── Source excerpt ──

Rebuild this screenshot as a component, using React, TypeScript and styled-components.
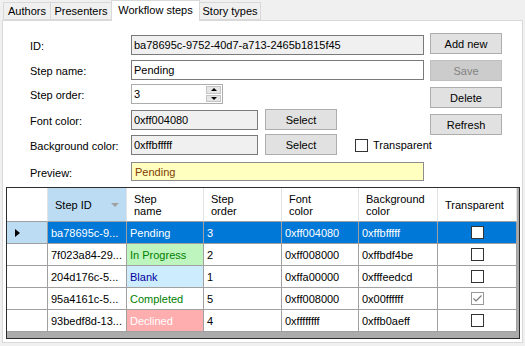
import React from 'react';
import styled, { createGlobalStyle } from 'styled-components';

const GlobalStyle = createGlobalStyle`
  html, body { margin: 0; padding: 0; background: #f0f0f0; }
  body { font-family: "Liberation Sans", Arial, sans-serif; font-size: 11px; color: #000; }
  * { box-sizing: border-box; }
`;

const Window = styled.div`
  width: 525px;
  height: 346px;
  padding: 0 2px 3px 2px;
  display: flex;
  flex-direction: column;
  overflow: hidden;
`;

const TabStrip = styled.div`
  height: 20px;
  display: flex;
  align-items: flex-end;
  padding-left: 1px;
`;

const Tab = styled.div<{ $w: number; $active?: boolean }>`
  width: ${p => p.$w}px;
  height: ${p => (p.$active ? 21 : 18)}px;
  margin-bottom: ${p => (p.$active ? -1 : 0)}px;
  position: relative;
  z-index: ${p => (p.$active ? 1 : 0)};
  border: 1px solid #d9d9d9;
  border-bottom: ${p => (p.$active ? 'none' : '1px solid #d9d9d9')};
  margin-right: -1px;
  background: ${p => (p.$active ? '#ffffff' : '#f0f0f0')};
  display: flex;
  align-items: center;
  justify-content: center;
  padding-bottom: ${p => (p.$active ? 2 : 0)}px;
`;

const Page = styled.div`
  flex: 1;
  border: 1px solid #d9d9d9;
  background: #ffffff;
  display: flex;
  flex-direction: column;
`;

const FormArea = styled.div`
  display: flex;
  gap: 6px;
  padding: 12px 0 0 27px;
`;

const Fields = styled.div`
  margin-top: 2px;
  width: 394px;
  display: grid;
  grid-template-columns: 101px 127px 7px 72px 87px;
  grid-template-rows: 25px 24px 26px 25px 27px 19px;
  align-items: start;
`;

const Label = styled.div`
  grid-column: 1;
  height: 20px;
  display: flex;
  align-items: center;
  padding-top: 1px;
`;

const TextBox = styled.input<{ $wide?: boolean; $readonly?: boolean }>`
  grid-column: ${p => (p.$wide ? '2 / -1' : '2')};
  width: 100%;
  height: 20px;
  border: 1px solid #7a7a7a;
  background: ${p => (p.$readonly ? '#f0f0f0' : '#ffffff')};
  font: inherit;
  color: #000;
  padding: 0 2px;
  margin: 0;
  outline: none;
`;

const Preview = styled.div<{ $bg: string; $fg: string }>`
  grid-column: 2 / -1;
  height: 19px;
  border: 1px solid #8c8c8c;
  background: ${p => p.$bg};
  color: ${p => p.$fg};
  display: flex;
  align-items: center;
  padding: 0 3px;
`;

const Numeric = styled.div`
  grid-column: 2;
  width: 92px;
  height: 20px;
  border: 1px solid #acacac;
  display: flex;
  background: #fff;
`;

const NumericText = styled.div`
  flex: 1;
  display: flex;
  align-items: center;
  padding: 0 2px;
`;

const Spinner = styled.div`
  width: 16px;
  display: flex;
  flex-direction: column;
  padding: 1px 1px 1px 0;
  gap: 1px;
`;

const SpinButton = styled.div<{ $down?: boolean }>`
  flex: 1;
  background: #e6e6e6;
  border: 1px solid #c4c4c4;
  display: flex;
  align-items: center;
  justify-content: center;
  &::after {
    content: '';
    border-left: 3px solid transparent;
    border-right: 3px solid transparent;
    ${p => (p.$down ? 'border-top: 3px solid #000;' : 'border-bottom: 3px solid #000;')}
  }
`;

const Button = styled.button`
  width: 72px;
  height: 21px;
  border: 1px solid #adadad;
  background: #e1e1e1;
  font: inherit;
  color: #000;
  padding: 0;
  margin: 0;
  &:disabled {
    background: #cccccc;
    border-color: #bfbfbf;
    color: #838383;
  }
`;

const SelectButton = styled(Button)`
  grid-column: 4;
  margin-top: -1px;
`;

const Buttons = styled.div`
  display: flex;
  flex-direction: column;
  gap: 6px;
`;

const CheckRow = styled.label`
  grid-column: 5;
  height: 20px;
  display: flex;
  align-items: center;
  gap: 5px;
  padding-left: 18px;
  white-space: nowrap;
`;

const Box = styled.span<{ $checked?: boolean }>`
  flex-shrink: 0;
  width: 13px;
  height: 13px;
  border: 1px solid ${p => (p.$checked ? '#999999' : '#333333')};
  background: #fff;
  display: inline-flex;
  align-items: center;
  justify-content: center;
`;

const Grid = styled.div`
  margin: 6px 2px 0 3px;
  height: 152px;
  border: 1px solid #2d2d2d;
  background: #ababab;
  overflow: hidden;
`;

const Row = styled.div<{ $head?: boolean }>`
  display: grid;
  grid-template-columns: 41px 79px 77px 78px 77px 79px 79px;
  height: ${p => (p.$head ? 34 : 22)}px;
  width: 510px;
`;

const HeadCell = styled.div<{ $sorted?: boolean }>`
  background: ${p => (p.$sorted ? '#bcdcf4' : '#ffffff')};
  border-right: 1px solid #e3e3e3;
  border-bottom: 1px solid #a0a0a0;
  display: flex;
  align-items: center;
  padding: 0 4px 0 7px;
  line-height: 12px;
`;

const SortGlyph = styled.span`
  margin-left: auto;
  margin-right: 3px;
  border-left: 4px solid transparent;
  border-right: 4px solid transparent;
  border-top: 4px solid #a0a0a0;
`;

const RowHeader = styled.div<{ $sel?: boolean }>`
  background: ${p => (p.$sel ? '#bcdcf4' : '#ffffff')};
  border-right: 1px solid #a0a0a0;
  border-bottom: 1px solid #a0a0a0;
  display: flex;
  align-items: center;
  padding-left: 8px;
`;

const Arrow = styled.span`
  border-left: 5px solid #000;
  border-top: 4px solid transparent;
  border-bottom: 4px solid transparent;
`;

const Cell = styled.div<{ $sel?: boolean; $bg?: string; $fg?: string; $center?: boolean }>`
  background: ${p => (p.$sel ? '#0078d7' : p.$bg || '#ffffff')};
  color: ${p => (p.$sel ? '#ffffff' : p.$fg || '#000000')};
  border-right: 1px solid #a0a0a0;
  border-bottom: 1px solid #a0a0a0;
  display: flex;
  align-items: center;
  justify-content: ${p => (p.$center ? 'center' : 'flex-start')};
  padding-left: ${p => (p.$center ? 0 : 3)}px;
  white-space: nowrap;
  overflow: hidden;
`;

interface Step {
  id: string;
  name: string;
  order: number;
  font: string;
  back: string;
  fg: string;
  bg: string;
  transparent: boolean;
}

const steps: Step[] = [
  { id: 'ba78695c-9...', name: 'Pending', order: 3, font: '0xff004080', back: '0xffbfffff', fg: '#804000', bg: '#ffffbf', transparent: false },
  { id: '7f023a84-29...', name: 'In Progress', order: 2, font: '0xff008000', back: '0xffbdf4be', fg: '#008000', bg: '#bef4bd', transparent: false },
  { id: '204d176c-5...', name: 'Blank', order: 1, font: '0xffa00000', back: '0xfffeedcd', fg: '#0000a0', bg: '#cdedfe', transparent: false },
  { id: '95a4161c-5...', name: 'Completed', order: 5, font: '0xff008000', back: '0x00ffffff', fg: '#008000', bg: '#ffffff', transparent: true },
  { id: '93bedf8d-13...', name: 'Declined', order: 4, font: '0xffffffff', back: '0xffb0aeff', fg: '#ffffff', bg: '#ffaeb0', transparent: false },
];

const Check = ({ checked }: { checked?: boolean }) => (
  <Box $checked={checked}>
    {checked && (
      <svg width="9" height="7" viewBox="0 0 9 7">
        <polyline points="0.5,3.5 3,6 8.5,0.5" fill="none" stroke="#7a7a7a" strokeWidth="1.2" />
      </svg>
    )}
  </Box>
);

const App: React.FC = () => {
  const current = steps[0];
  return (
    <Window>
      <GlobalStyle />
      <TabStrip>
        <Tab $w={48}>Authors</Tab>
        <Tab $w={62}>Presenters</Tab>
        <Tab $w={89} $active>Workflow steps</Tab>
        <Tab $w={62}>Story types</Tab>
      </TabStrip>
      <Page>
        <FormArea>
          <Fields>
            <Label>ID:</Label>
            <TextBox $wide $readonly readOnly value="ba78695c-9752-40d7-a713-2465b1815f45" />

            <Label>Step name:</Label>
            <TextBox $wide readOnly value={current.name} />

            <Label>Step order:</Label>
            <Numeric>
              <NumericText>{current.order}</NumericText>
              <Spinner>
                <SpinButton />
                <SpinButton $down />
              </Spinner>
            </Numeric>

            <Label>Font color:</Label>
            <TextBox $readonly readOnly value={current.font} />
            <SelectButton>Select</SelectButton>

            <Label>Background color:</Label>
            <TextBox $readonly readOnly value={current.back} />
            <SelectButton>Select</SelectButton>
            <CheckRow>
              <Check />
              Transparent
            </CheckRow>

            <Label>Preview:</Label>
            <Preview $bg={current.bg} $fg={current.fg}>{current.name}</Preview>
          </Fields>
          <Buttons>
            <Button>Add new</Button>
            <Button disabled>Save</Button>
            <Button>Delete</Button>
            <Button>Refresh</Button>
          </Buttons>
        </FormArea>

        <Grid>
          <Row $head>
            <HeadCell />
            <HeadCell $sorted>
              Step ID
              <SortGlyph />
            </HeadCell>
            <HeadCell>Step<br />name</HeadCell>
            <HeadCell>Step<br />order</HeadCell>
            <HeadCell>Font<br />color</HeadCell>
            <HeadCell>Background<br />color</HeadCell>
            <HeadCell>Transparent</HeadCell>
          </Row>
          {steps.map((s, i) => {
            const sel = i === 0;
            return (
              <Row key={s.id}>
                <RowHeader $sel={sel}>{sel && <Arrow />}</RowHeader>
                <Cell $sel={sel}>{s.id}</Cell>
                <Cell $sel={sel} $bg={s.bg} $fg={s.fg}>{s.name}</Cell>
                <Cell $sel={sel}>{s.order}</Cell>
                <Cell $sel={sel}>{s.font}</Cell>
                <Cell $sel={sel}>{s.back}</Cell>
                <Cell $sel={sel} $center><Check checked={s.transparent} /></Cell>
              </Row>
            );
          })}
        </Grid>
      </Page>
    </Window>
  );
};

export default App;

───

*Exercise prompt:* Compute the number of lines above that contain the string "components". Reply with that value only.

*Output for this exercise:* 2